I'll reply to what I have the answer for right now, and the rest when I find the answer...
Brendan wrote:
There's no real need to have much/any information in the first sector; and the first sector is typically much more important for boot code. Also, if you ever plan to put the file system on a floppy (or a device emulating a floppy) then you're going to get conflicts with the BPB.
I'm fairly sure only MS file systems use BPB (and now EFI - which I have no support for anyways)
http://homepage.ntlworld.com/jonathan.deboynepollard/FGA/determining-filesystem-type.html wrote:
Linux mis-uses the Microsoft Data partition, by creating volumes in it that do not have valid BPBs. This is a fault in Linux. (EXT2/EXT3/EXT4 partitions could easily be given BPBs. In actual fact, the mke2fs tool has possessed the code for creating valid BPBs since 1996, when it was added by Matthieu Willm. It has simply been conditionally compiled out and relegated to an OS/2 porting section, of all things.).
Brendan wrote:
A hash needs to be large so that you don't get too many collisions when there's millions of files; but it also needs to be small enough that that you can have a hash table in memory (e.g. "myHashTable[hash]"). Computers won't have enough RAM to support 96-bit hashes for at least several thousand years. In practice the file system driver is only going to be able to use a fraction of the full hash (e.g. "myHashTable[hash & 0x000FFFFF]") and the remaining bits of the hash only waste disk space.
Well seeing how my Hash Table uses 30.5MB for 1 million entries, any computer since 1999 should be able to cash at least 3 Million entries (91.5MB) without filling the RAM but 1/6th the way (saying 512MB in 1999 [I had 768MB in '99])
And seeing how all 5 of my PC's internal HDDs have a total of 1.5 million files - about 3.2TB including 2 windows installs, lubuntu, and many many games, backups, and codes... And seeing how even my test system has 4GB of ram...
But my design choices here was 32-bit hash, 96-bit hash, or 224-bit hash (the 96-bit seems safest)
Also explain why in practice it can only use a fraction of the hash... I don't get that one.
Quote:
"Parrent" should be "Parent".
Possibly, but it's just a variable name...
Quote:
I don't know what your timestamps are; but 32-bits is too small. Either the precision isn't enough (e.g. "seconds since the epoch"), or the range isn't enough (e.g. "microseconds since the epoch").
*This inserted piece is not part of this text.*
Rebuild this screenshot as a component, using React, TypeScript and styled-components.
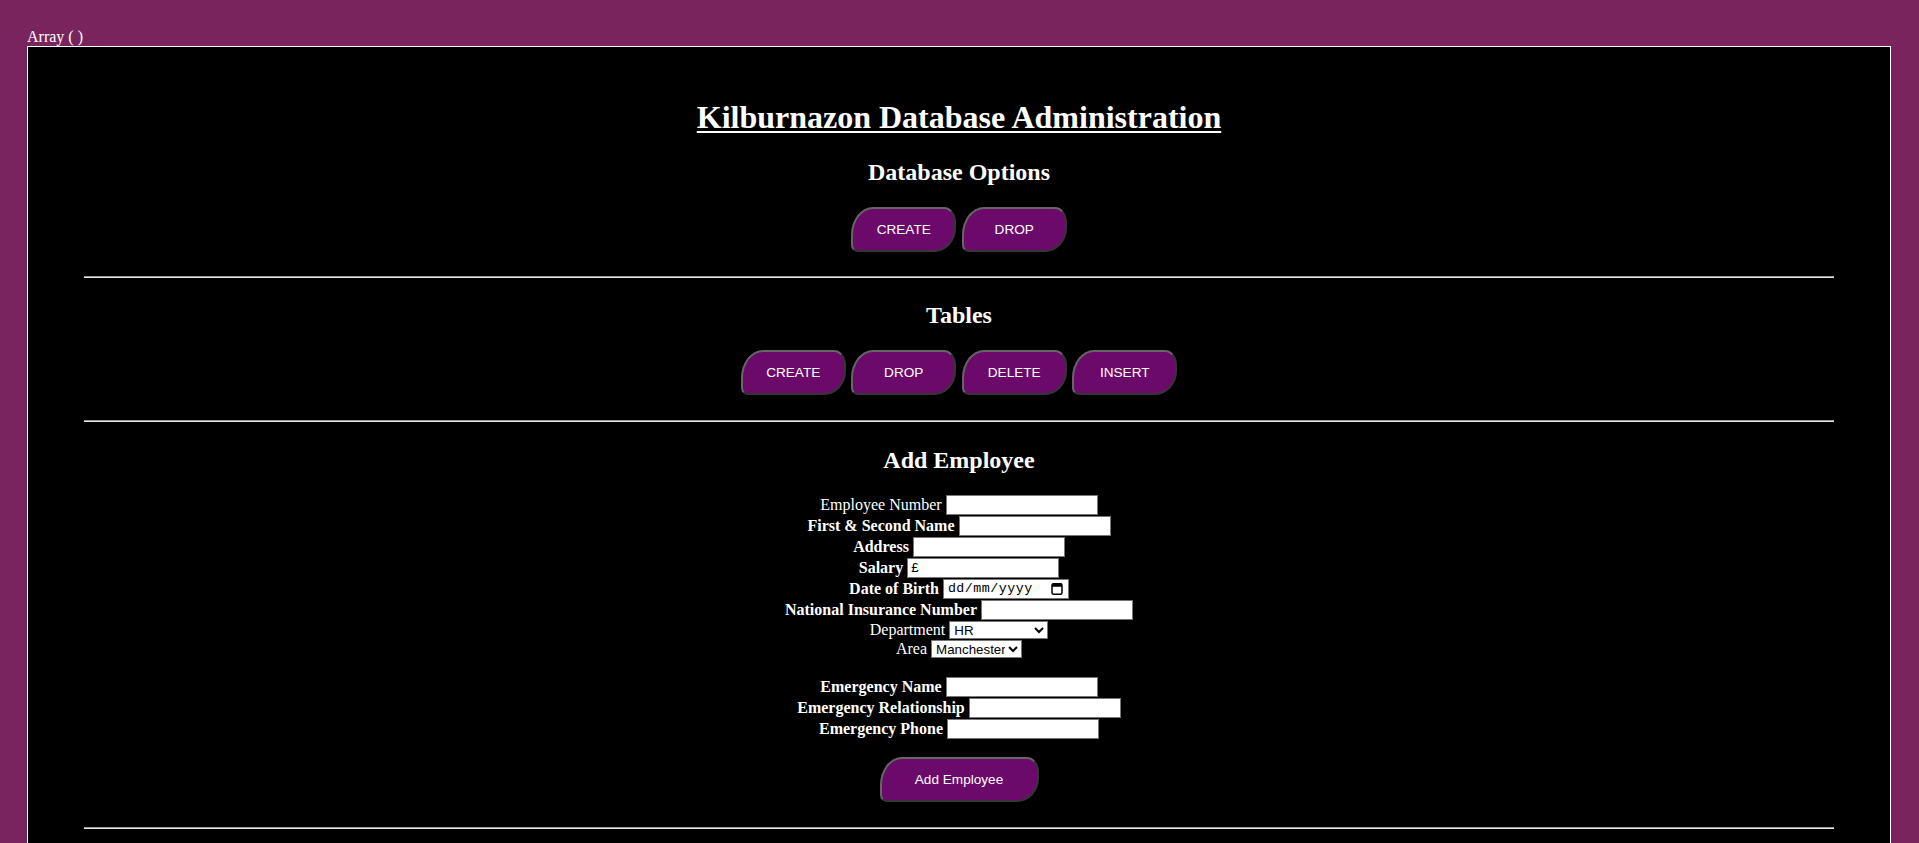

Well I was going to post my timestamp, but I realized it didn't work when I placed it in the reply box...
Quote:
When you're allocating a new cluster (for whatever reason) and the disk is almost full, is there any way to avoid doing a linear search through all (4 billion?) Binary Allocation Table entries? What if there are no free clusters at all?
Currently there is no way to avoid searching the entire table, but it is planned soon to have a first free cluster variable. And upon finding no free clusters you will get a response of cluster number 0, which cannot be used as it is the boot cluster - and then you are just SOL, just like any other FS.
Skip a few... (I'll get back to them when I have the answer, I'm tired and cannot fully think clearly...)
Quote:
For "rotating disk" storage devices; if you create a lot of small files will the disk heads be constantly seeking between binary allocation table, hash table, string table, directories and file data spread everywhere throughout the disk (and not near each other to make seeks less expensive)?
If you are using directory's and string table then there may be a decent bit of seeking, though if you are looking for a file 90% of the time you know the full path - in which case the hash table will point directly to the file block. (and if the hash table is in RAM you only have one read before File Data.) The only time I expect you to actually have to search the directories is for and only for directory listings (though if you are not doing recursive listing you can get the directory file block from hash table - and even if you are you should get the "root" of the listing from the hash table.)
Quote:
How do you plan to minimise fragmentation (of files, hash table, string table, etc), and/or efficiently defragment the file system?
For files, I (will) attempt to allocate clusters in a row where possible to keep the file together. As for the tables it may likely need to go through a defragmenter every now and then to keep the clusters in order (or close) - though you could allocate more than one cluster to start with, which should help at least some.
Quote:
If all names (including the root directory) begin with a "/" character, what is the point of storing this character or including it in hashes?
I felt like it. Plus my VFS (or my old one - haven't made one on this kernel...) passes the path with the leading '/'.
Quote:
Assuming strings/names are 100 bytes each on average, does this mean you can't store more than 43 million files (regardless of how huge the partition is) because the string table would be larger than 4 GiB and the "StringBlockOffset" field is only 32 bits?
Good point... Especially since the max size for the string table itself is 64-bit...
And yes by insert I meant append.
Anyways Brendan you make some good points, and I will defiantly reflect on them all. These are the exact reasons I post before fully implementing an entire system.